1. The Enchanted - Rene Denfield
i want to be alive
Thursday. 3.4.21 2:04 pm
so for the past few weeks, i have been eaten alive by a miserable event where i already knew the ending even before this friend came up to me.

i had a miserable moment of having my mind flattening me over and over again on my compassion. sometimes i even think if i even have compassion, because the way my friends commenting on me, it sounded like i have bulldozed them multiple times without giving them the space to resurrect.

and that's what happened coming 3 weeks ago.

i asked a closed friend for help. i never expected him to help because i already know his reply. it would be 'haha'. like i predicted he just laughed it off, but it really annoyed me. so i asked is it funny? he kept quiet. and then i asked if he could refer me to a friend his age for me to interview for an assignment. i was purely trying my luck.

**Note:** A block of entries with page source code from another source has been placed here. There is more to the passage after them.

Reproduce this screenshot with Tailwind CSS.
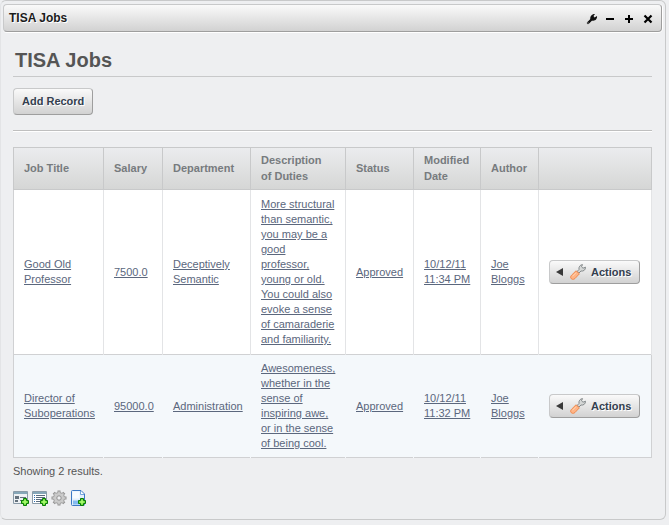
<!DOCTYPE html>
<html lang="en">
<head>
<meta charset="utf-8">
<meta name="viewport" content="width=device-width, initial-scale=1">
<title>TISA Jobs</title>
<script src="https://cdn.jsdelivr.net/npm/@tailwindcss/browser@4"></script>
</head>
<body class="bg-[#eeeff1] font-['Liberation_Sans',Arial,sans-serif] text-[11px] leading-[15px] text-[#555]">

<!-- Shared drawing for the two Actions buttons -->
<svg class="hidden" aria-hidden="true">
  <symbol id="spanner" viewBox="0 0 16 16">
    <path d="M7 7.500 9 5.500C8.500 3 10 .8 12.500 .6L11.500 2.800 13 4.200 15.500 3.200C15.500 6 13.500 7.500 11 7L9 9z" fill="#d5d7d6" stroke="#858a8c" stroke-width="1"/>
    <path d="M6 6.800 9.400 9.800 5 14.500C3.500 16 .8 15.500 .6 13.300 .6 12.400 1 11.800 1.600 11.200z" fill="#ffb485" stroke="#ef8b50" stroke-width="1"/>
    <path d="M6 8.800 2.500 12.300" stroke="#ffd3b0" stroke-width="1"/>
  </symbol>
  <symbol id="plus" viewBox="0 0 8 8">
    <path d="M2.500 .5h3v2h2v3h-2v2h-3v-2h-2v-3h2z" fill="#6fe03c" stroke="#087a06"/>
    <path d="M4 2v4M2 4h4" stroke="#b8ff7c"/>
  </symbol>
</svg>

<main class="mr-[3px] rounded-md border border-[#c8c9ca] border-l-[#e3e4e6] pb-[13px]">
  <header class="mx-[2px] mr-[3px] mt-[3px] flex h-[28px] items-center justify-between rounded border border-[#c8c9ca] border-r-[#9e9e9e] border-b-[#9e9e9e] bg-linear-to-b from-[#fafafa] to-[#d2d2d2] pl-[5px] pr-[5px] shadow-[0_1px_0_#fff,1px_0_0_#fff]">
    <h2 class="text-[12px] font-bold text-[#1b1b1b] [text-shadow:1px_1px_#fff]">TISA Jobs</h2>
    <div class="flex gap-[3px]">
      <button type="button" aria-label="Configuration" class="size-4"><svg viewBox="0 0 16 16" class="size-4"><path d="M5 13 9.500 8.500" stroke="#111" stroke-width="2.400" stroke-linecap="round"/><path d="M7.500 9.500C6.500 6.500 9 3.800 12 4L10.500 6 11.500 7.500 14 6C14.500 9 12 11.500 9 10.500z" fill="#111"/><path d="M4.500 13h1" stroke="#ccc"/></svg></button>
      <button type="button" aria-label="Minimize" class="size-4"><svg viewBox="0 0 16 16" class="size-4"><path d="M4 9h8" stroke="#000" stroke-width="2"/></svg></button>
      <button type="button" aria-label="Maximize" class="size-4"><svg viewBox="0 0 16 16" class="size-4"><path d="M4 9h8M8 5v8" stroke="#000" stroke-width="2"/></svg></button>
      <button type="button" aria-label="Remove" class="size-4"><svg viewBox="0 0 16 16" class="size-4"><path d="M4.500 5.500l7 7M11.500 5.500l-7 7" stroke="#000" stroke-width="2.200"/></svg></button>
    </div>
  </header>

  <div class="pl-[12px] pr-[13px]">
    <h1 class="mt-[15px] border-b border-[#c8c9ca] px-[2px] pb-[3px] text-[20px] font-bold leading-[26px] text-[#555]">TISA Jobs</h1>

    <button type="button" class="mt-[11px] block h-[27px] rounded border border-[#c8c9ca] border-r-[#9e9e9e] border-b-[#9e9e9e] bg-linear-to-b from-[#fafafa] to-[#d2d2d2] px-2 font-bold text-[#34404f] [text-shadow:1px_1px_#fff]">Add Record</button>

    <hr class="mt-[15px] border-[#bfbfbf] shadow-[0_1px_#fff]">

    <table class="mt-[16px] w-full table-fixed border-collapse border border-[#d0d1d3] bg-white text-left">
      <colgroup>
        <col class="w-[90px]"><col class="w-[59px]"><col class="w-[88px]"><col class="w-[95px]"><col class="w-[68px]"><col class="w-[67px]"><col class="w-[58px]"><col>
      </colgroup>
      <thead class="bg-linear-to-b from-[#ebecee] to-[#d5d6d5] leading-[16px] text-[#777b7e] [&_th]:border [&_th]:border-[#c8c9ca] [&_th]:pt-[4px] [&_th]:pb-[5px] [&_th]:pl-[10px]">
        <tr>
          <th scope="col">Job Title</th>
          <th scope="col">Salary</th>
          <th scope="col">Department</th>
          <th scope="col">Description<br>of Duties</th>
          <th scope="col">Status</th>
          <th scope="col">Modified<br>Date</th>
          <th scope="col">Author</th>
          <th scope="col" aria-label="Actions"></th>
        </tr>
      </thead>
      <tbody class="text-[#5b677d] [&_a]:underline [&_td]:pl-[10px]">
        <tr class="[&_td]:border-r [&_td]:border-[#e3e4e6] [&_td]:py-[7px]">
          <td><a href="#">Good Old<br>Professor</a></td>
          <td><a href="#">7500.0</a></td>
          <td><a href="#">Deceptively<br>Semantic</a></td>
          <td><a href="#">More structural<br>than semantic,<br>you may be a<br>good<br>professor,<br>young or old.<br>You could also<br>evoke a sense<br>of camaraderie<br>and familiarity.</a></td>
          <td><a href="#">Approved</a></td>
          <td><a href="#">10/12/11<br>11:34 PM</a></td>
          <td><a href="#">Joe<br>Bloggs</a></td>
          <td><button type="button" class="flex h-[24px] items-center rounded border border-[#c8c9ca] border-r-[#9e9e9e] border-b-[#9e9e9e] bg-linear-to-b from-[#fafafa] to-[#d2d2d2] pl-[6px] pr-2 font-bold text-[#34404f] [text-shadow:1px_1px_#fff]"><svg viewBox="0 0 7 8" class="mr-[7px] h-2 w-[7px]"><path d="M0 4 7 0v8z" fill="#3a3a3a"/></svg><svg class="mr-[5px] size-4"><use href="#spanner"/></svg>Actions</button></td>
        </tr>
        <tr class="border-t border-[#d0d1d3] bg-[#f4f8fb] [&_td]:border-r [&_td]:border-r-[#f4f8fb] [&_td:last-child]:border-r-[#d0d1d3] [&_td]:py-[6px]">
          <td><a href="#">Director of<br>Suboperations</a></td>
          <td><a href="#">95000.0</a></td>
          <td><a href="#">Administration</a></td>
          <td><a href="#">Awesomeness,<br>whether in the<br>sense of<br>inspiring awe,<br>or in the sense<br>of being cool.</a></td>
          <td><a href="#">Approved</a></td>
          <td><a href="#">10/12/11<br>11:32 PM</a></td>
          <td><a href="#">Joe<br>Bloggs</a></td>
          <td><button type="button" class="flex h-[24px] items-center rounded border border-[#c8c9ca] border-r-[#9e9e9e] border-b-[#9e9e9e] bg-linear-to-b from-[#fafafa] to-[#d2d2d2] pl-[6px] pr-2 font-bold text-[#34404f] [text-shadow:1px_1px_#fff]"><svg viewBox="0 0 7 8" class="mr-[7px] h-2 w-[7px]"><path d="M0 4 7 0v8z" fill="#3a3a3a"/></svg><svg class="mr-[5px] size-4"><use href="#spanner"/></svg>Actions</button></td>
        </tr>
      </tbody>
    </table>

    <p class="mt-[6px]">Showing 2 results.</p>

    <nav class="mt-[11px] flex gap-[3px]">
      <a href="#" aria-label="Add form" class="size-4"><svg viewBox="0 0 16 16" class="size-4"><path d="M.5 1.500h14v12H.5z" fill="#eef1f4" stroke="#8b9ba8"/><path d="M1 2h13v2H1z" fill="#86a7b8"/><path d="M2 6h4v3H2zM2 10h3v2H2z" fill="#65727d"/><path d="M7 7.500h6M7 10.500h2" stroke="#65727d"/><use href="#plus" x="8" y="8" width="8" height="8"/></svg></a>
      <a href="#" aria-label="Add list" class="size-4"><svg viewBox="0 0 16 16" class="size-4"><path d="M.5 1.500h14v12H.5z" fill="#fff" stroke="#8b9ba8"/><path d="M1 2h13v2H1z" fill="#86a7b8"/><path d="M2 5.500h1M2 7.500h1M2 9.500h1M2 11.500h1" stroke="#2d6fb5"/><path d="M4 5.500h9M4 7.500h9M4 9.500h7M4 11.500h5" stroke="#596b7d"/><use href="#plus" x="8" y="8" width="8" height="8"/></svg></a>
      <a href="#" aria-label="Manage" class="size-4"><svg viewBox="0 0 16 16" class="size-4"><path d="M8 .5v15M.5 8h15M2.700 2.700l10.600 10.600M13.300 2.700 2.700 13.300" stroke="#929292" stroke-width="3"/><circle cx="8" cy="8" r="5.500" fill="#c9c9c9" stroke="#a0a0a0"/><path d="M8 1.500v3M8 11.500v3M1.500 8h3M11.500 8h3M3.500 3.500l2 2M10.500 10.500l2 2M12.500 3.500l-2 2M5.500 10.500l-2 2" stroke="#ccc" stroke-width="1.500"/><circle cx="8" cy="8" r="2.200" fill="#eeeff1" stroke="#929292"/></svg></a>
      <a href="#" aria-label="Add document" class="size-4"><svg viewBox="0 0 16 16" class="size-4"><path d="M1.500 1.500Q1.500 .5 2.500 .5H11L14.500 4V14.500Q14.500 15.500 13.500 15.500H2.500Q1.500 15.500 1.500 14.500z" fill="#e3effc" stroke="#3c78c4"/><path d="M2.500 1.500h7v7h-7z" fill="#f7fbff"/><path d="M10.500 1v3.500H14" fill="#fff" stroke="#75a5dd"/><path d="M3 11.500h6M3 13.500h7" stroke="#83bbf0" stroke-width="2"/><use href="#plus" x="8" y="8" width="8" height="8"/></svg></a>
    </nav>
  </div>
</main>
</body>
</html>
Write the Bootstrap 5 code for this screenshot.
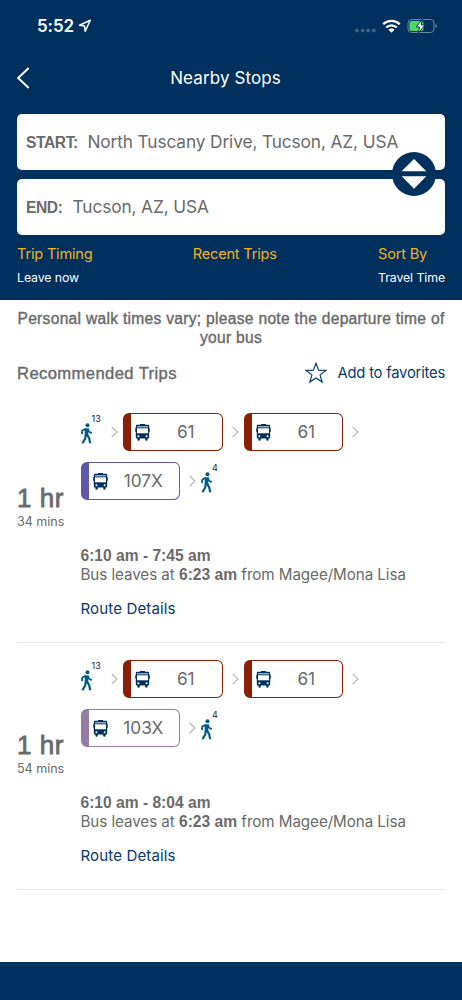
<!DOCTYPE html>
<html lang="en">
<head>
<meta charset="utf-8">
<meta name="viewport" content="width=device-width, initial-scale=1">
<title>Nearby Stops</title>
<link href="https://cdn.jsdelivr.net/npm/bootstrap@5.3.0/dist/css/bootstrap.min.css" rel="stylesheet">
<style>
:root { --navy: #00305e; --ink: #6a6a6a; --link: #073a6b; --gold: #f0b323; }
body { font-family: Inter, "Noto Sans", sans-serif; color: var(--ink); background: #fff; min-height: 1000px; }
svg { display: block; flex: none; }
.helv { font-family: "Liberation Sans", Arial, sans-serif; }
.helv-medium { font-family: "Liberation Sans", Arial, sans-serif; -webkit-text-stroke: .4px currentColor; }
.app-head { background: var(--navy); height: 300px; color: #fff; }
.status-bar { height: 50px; padding: 1px 24px 0 37px; }
.clock { font-size: 17px; font-weight: 600; line-height: 20px; letter-spacing: -.1px; }
.title-bar { height: 64px; padding: 0 28px 9px 17px; }
.title-bar h1 { font-size: 17px; font-weight: 400; line-height: 24px; letter-spacing: .1px; }
.place { height: 56px; border-radius: 5px; background: #fff; color: var(--ink); padding: 0 9px; font-size: 17.3px; letter-spacing: -.12px; }
.place b { font-size: 15.6px; letter-spacing: -.4px; padding-top: 1px; }
.swap { right: -1px; top: 38px; width: 44px; height: 44px; margin-right: 10px; }
.options { color: #fff; font-size: 12.3px; line-height: 20px; letter-spacing: -.07px; padding-top: 7px; }
.options a { display: block; color: var(--gold); font-size: 14.6px; line-height: 24px; letter-spacing: -.2px; margin-bottom: 2px; text-decoration: none; }
.options .recent { margin-left: -1px; }
.notice { font-size: 15.6px; line-height: 18.5px; padding-top: 10px; letter-spacing: .29px; white-space: nowrap; }
.section-head { height: 36px; margin-top: 8px; }
.section-head h2 { font-size: 16.6px; line-height: 24px; letter-spacing: .4px; padding-top: 1px; }
.tlink { color: var(--link); text-decoration: none; font-size: 15.1px; line-height: 20px; letter-spacing: .1px; }
.fav { font-size: 14.8px; letter-spacing: -.22px; }
.trip { height: 247px; border-bottom: 1px solid #e6e6e6; padding-top: 17px; }
.trip.first { margin-top: 5px; }
.total { width: 63.5px; padding-top: 71px; }
.total strong { display: block; font-weight: 400; font-size: 26px; line-height: 28px; letter-spacing: .5px; -webkit-text-stroke-width: .8px; }
.total span { display: block; font-size: 12.6px; line-height: 20px; letter-spacing: -.05px; }
.legs { height: 38px; }
.legs + .legs { margin-top: 11px; }
.walk { width: 21px; height: 24px; position: relative; }
.walk svg { position: absolute; left: 0; bottom: 0; }
.walk sup { position: absolute; left: 11px; top: -5px; font-size: 9px; line-height: 8px; color: #222; }
.chip { width: 99.5px; height: 38px; border: 1.5px solid var(--route); border-left-width: 8px; border-radius: 6px; padding-left: 4px; font-size: 17.3px; }
.chip span { width: 72px; text-align: center; }
.times { font-size: 15.2px; line-height: 19px; margin-top: 46px; white-space: nowrap; }
.times b { font-size: 15.6px; }
.t2 { letter-spacing: -.07px; }
.app-foot { background: var(--navy); height: 38.5px; }
</style>
</head>
<body class="d-flex flex-column">
<svg width="0" height="0" class="position-absolute" aria-hidden="true">
  <symbol id="bus" viewBox="0 0 15 17">
    <path fill="#00305e" d="M5 0h5v.8h3q1.200 0 1.200 1.200v2.300h.6v3.500h-.6v5.500q0 1.200-1.200 1.200h-.4v1q0 1.200-1.200 1.200t-1.200-1.200v-1H4.800v1q0 1.200-1.200 1.200t-1.200-1.200v-1H2q-1.200 0-1.200-1.200V7.800H.2V4.300h.6V2q0-1.200 1.200-1.200h3z"/>
    <path fill="#b9c7d4" d="M2 2.200h11v1.200H2z"/><path fill="#fff" d="M2 4.300h11v5H2z"/>
    <circle cx="3.400" cy="12.200" r="1" fill="#fff"/><circle cx="11.600" cy="12.200" r="1" fill="#fff"/>
  </symbol>
  <symbol id="walker" viewBox="0 0 11 21">
    <circle cx="6.500" cy="2.200" r="2" fill="#005b82"/>
    <path fill="none" stroke="#005b82" stroke-linejoin="round" d="M5.500 5.500v7" stroke-width="3.600"/>
    <path fill="none" stroke="#005b82" stroke-width="1.800" stroke-linejoin="round" d="M5 5.500 1.400 7.500.9 11M6.500 5.500l1.500 3.200 2.700 1.500"/>
    <path fill="none" stroke="#005b82" stroke-width="2.200" stroke-linejoin="round" d="M4.900 11.500 4.200 15.500 1.500 20.300M6 11.500l2.200 3.800 1 5"/>
  </symbol>
  <symbol id="next" viewBox="0 0 7 12"><path d="M.7 1 6 6 .7 11" fill="none" stroke="#b5b5b5" stroke-width="1.100"/></symbol>
</svg>

<header class="app-head">
  <div class="status-bar d-flex align-items-center justify-content-between">
    <div class="d-flex align-items-center"><span class="clock">5:52</span>
      <svg class="ms-1" width="14" height="14" viewBox="0 0 14 14"><path d="M12.300 1.300 1.500 6.200l5 .8.700 5.300z" fill="none" stroke="#fff" stroke-width="1.500" stroke-linejoin="round"/></svg></div>
    <div class="d-flex align-items-center">
      <svg width="21" height="14" viewBox="0 0 21 14" fill="#3f6185"><circle cx="2" cy="11.500" r="1.900"/><circle cx="7.600" cy="11.500" r="1.900"/><circle cx="13.200" cy="11.500" r="1.900"/><circle cx="18.800" cy="11.500" r="1.900"/></svg>
      <svg style="margin-left:6px" width="19" height="14" viewBox="0 0 19 14"><g fill="none" stroke="#fff" stroke-width="2.300"><path d="M1.200 5.300a11.800 11.800 0 0 1 16.600 0"/><path d="M4.300 8.500a7.300 7.300 0 0 1 10.400 0"/></g><path fill="#fff" d="M6.500 10.700a4.200 4.200 0 0 1 6 0l-3 3z"/></svg>
      <svg style="margin-left:6px" width="31" height="16" viewBox="0 0 31 16"><rect x="1" y="1.500" width="26" height="13" rx="3.500" fill="none" stroke="#6d88a3"/><path d="M28.500 6v4q1.500-.5 1.500-2t-1.500-2" fill="#6d88a3"/><rect x="2.500" y="3" width="14" height="10" rx="2" fill="#4cd964"/><path d="M15.500 1 9.200 9h3.600l-1.800 6.500 7-8.500h-3.800z" fill="#fff" stroke="#00305e" stroke-width="1"/></svg>
    </div>
  </div>
  <div class="title-bar position-relative d-flex align-items-center justify-content-center">
    <svg class="position-absolute start-0 ms-3" width="14" height="22" viewBox="0 0 14 22"><path d="M12.700 1 2.200 11l10.500 10" fill="none" stroke="#fff" stroke-width="2"/></svg>
    <h1 class="m-0">Nearby Stops</h1>
  </div>
  <div class="position-relative" style="margin:0 17px">
    <div class="place d-flex align-items-center"><b class="helv">START:</b><span style="margin-left:9.500px">North Tuscany Drive, Tucson, AZ, USA</span></div>
    <div class="place d-flex align-items-center" style="margin-top:9px"><b class="helv">END:</b><span style="margin-left:10px">Tucson, AZ, USA</span></div>
    <svg class="swap position-absolute" viewBox="0 0 44 44"><circle cx="22" cy="22" r="22" fill="#00305e"/><path fill="#fff" d="M22 7l12.300 12.300H9.700zM9.700 24.300h24.600L22 36.700z"/></svg>
    <div class="options d-flex justify-content-between">
      <div><a href="#">Trip Timing</a>Leave now</div>
      <div class="recent"><a href="#">Recent Trips</a></div>
      <div><a href="#">Sort By</a>Travel Time</div>
    </div>
  </div>
</header>

<main class="flex-grow-1" style="padding:0 17px">
  <div class="notice helv-medium text-center">Personal walk times vary; please note the departure time of<br>your bus</div>
  <div class="section-head d-flex align-items-center justify-content-between">
    <h2 class="helv-medium m-0 fw-normal">Recommended Trips</h2>
    <a href="#" class="tlink fav d-flex align-items-center">
      <svg width="22" height="22" viewBox="0 0 22 22" style="margin-right:11px"><path d="M11 1.300l2.600 6.800 7.200.3-5.700 4.500 2 7.100-6.100-4-6.100 4 2-7.100L1.200 8.400l7.200-.3z" fill="none" stroke="#073a6b" stroke-width="1.200"/></svg><span>Add to favorites</span></a>
  </div>

  <section class="trip first d-flex">
    <div class="total"><strong class="helv-medium">1 hr</strong><span>34 mins</span></div>
    <div>
      <div class="legs d-flex align-items-center">
        <div class="walk"><svg width="11" height="21"><use href="#walker"/></svg><sup>13</sup></div>
        <svg style="margin:0 5px 0 9.500px" width="7" height="12"><use href="#next"/></svg>
        <div class="chip d-flex align-items-center" style="--route:#8b1f04"><svg width="15" height="17"><use href="#bus"/></svg><span>61</span></div>
        <svg style="margin:0 5px 0 9px" width="7" height="12"><use href="#next"/></svg>
        <div class="chip d-flex align-items-center" style="--route:#8b1f04"><svg width="15" height="17"><use href="#bus"/></svg><span>61</span></div>
        <svg style="margin:0 5px 0 9px" width="7" height="12"><use href="#next"/></svg>
      </div>
      <div class="legs d-flex align-items-center">
        <div class="chip d-flex align-items-center" style="--route:#5e58a8"><svg width="15" height="17"><use href="#bus"/></svg><span>107X</span></div>
        <svg style="margin:0 5px 0 9px" width="7" height="12"><use href="#next"/></svg>
        <div class="walk"><svg width="11" height="21"><use href="#walker"/></svg><sup>4</sup></div>
      </div>
      <div class="times"><b class="helv t1">6:10 am - 7:45 am</b><br><span class="t2">Bus leaves at</span> <b class="helv">6:23 am</b> <span class="t2">from Magee/Mona Lisa</span></div>
      <a href="#" class="tlink d-inline-block" style="margin-top:15px">Route Details</a>
    </div>
  </section>

  <section class="trip d-flex">
    <div class="total"><strong class="helv-medium">1 hr</strong><span>54 mins</span></div>
    <div>
      <div class="legs d-flex align-items-center">
        <div class="walk"><svg width="11" height="21"><use href="#walker"/></svg><sup>13</sup></div>
        <svg style="margin:0 5px 0 9.500px" width="7" height="12"><use href="#next"/></svg>
        <div class="chip d-flex align-items-center" style="--route:#8b1f04"><svg width="15" height="17"><use href="#bus"/></svg><span>61</span></div>
        <svg style="margin:0 5px 0 9px" width="7" height="12"><use href="#next"/></svg>
        <div class="chip d-flex align-items-center" style="--route:#8b1f04"><svg width="15" height="17"><use href="#bus"/></svg><span>61</span></div>
        <svg style="margin:0 5px 0 9px" width="7" height="12"><use href="#next"/></svg>
      </div>
      <div class="legs d-flex align-items-center">
        <div class="chip d-flex align-items-center" style="--route:#967ba3"><svg width="15" height="17"><use href="#bus"/></svg><span>103X</span></div>
        <svg style="margin:0 5px 0 9px" width="7" height="12"><use href="#next"/></svg>
        <div class="walk"><svg width="11" height="21"><use href="#walker"/></svg><sup>4</sup></div>
      </div>
      <div class="times"><b class="helv t1">6:10 am - 8:04 am</b><br><span class="t2">Bus leaves at</span> <b class="helv">6:23 am</b> <span class="t2">from Magee/Mona Lisa</span></div>
      <a href="#" class="tlink d-inline-block" style="margin-top:15px">Route Details</a>
    </div>
  </section>
</main>
<footer class="app-foot"></footer>
<script src="https://cdn.jsdelivr.net/npm/bootstrap@5.3.0/dist/js/bootstrap.bundle.min.js"></script>
</body>
</html>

he replied "you always ask me for help. go ask someone else.'

i replied 'i thought u r my friend.'

he said 'i helped u a lot. and u disturbed my sleep. what la.'

and then i said ok.

what did that sentence mean? 'i helped u a lot.'

i helped u too u know. i helped u find a fortune teller. calling all my spiritual friends for a contact. calling my single friends to check if they r interested to know this single male friend of mine.

i really, really don't want to hear that sentence 'i helped u a lot' because it freaking hurts. because i helped u also.

i could not sleep that morning. oh well, i message him at 0100. but he got a choice to reply or not. is it my fault?

anyways, since then i just leave it because i'm hurt by that sentence. i felt i have been stomped all over.

so a week later, he messaged me checking out if i am still angry with him. i said i m angry at how he declined to help.

i thought he wanted to apologise. i can just throw that thought into niagara falls. he again saying 'it was my fault.' again, saying 'i helped u a lot. and u disturbed my sleep preparation and u always wants answer immediately.'

i grew hotter minus the lava spillage.

if want to apologise, just fucking say sorry and not pushing the fucking ego onto me. i didn't apologise either.

even though i said he can buy me ice cream as apology. but after reading that sentence, i don't feel like eating his ice cream even though i love free food.

i won't find it sweet in my mouth, just some bitter dispute coughing from my heart into my tongue. what's the point?



the next one is a commissioned transcriber. it was horrible. they used a voice detector to do the transcribe and they didn't check if the words correspond with the audio. i spent two days in correcting the transcript. wasting two days of completing the assignment instead.

i hated myself for being kind. i never so wanted to be alive at this moment. some more im under the pressure of completing 4 assignments by mid march. i hated myself for being a slow writer. i hated myself for keeping myself in a non-productive meeting. really hate to be unkind myself as well.

i never so wanted to be alive in this moment.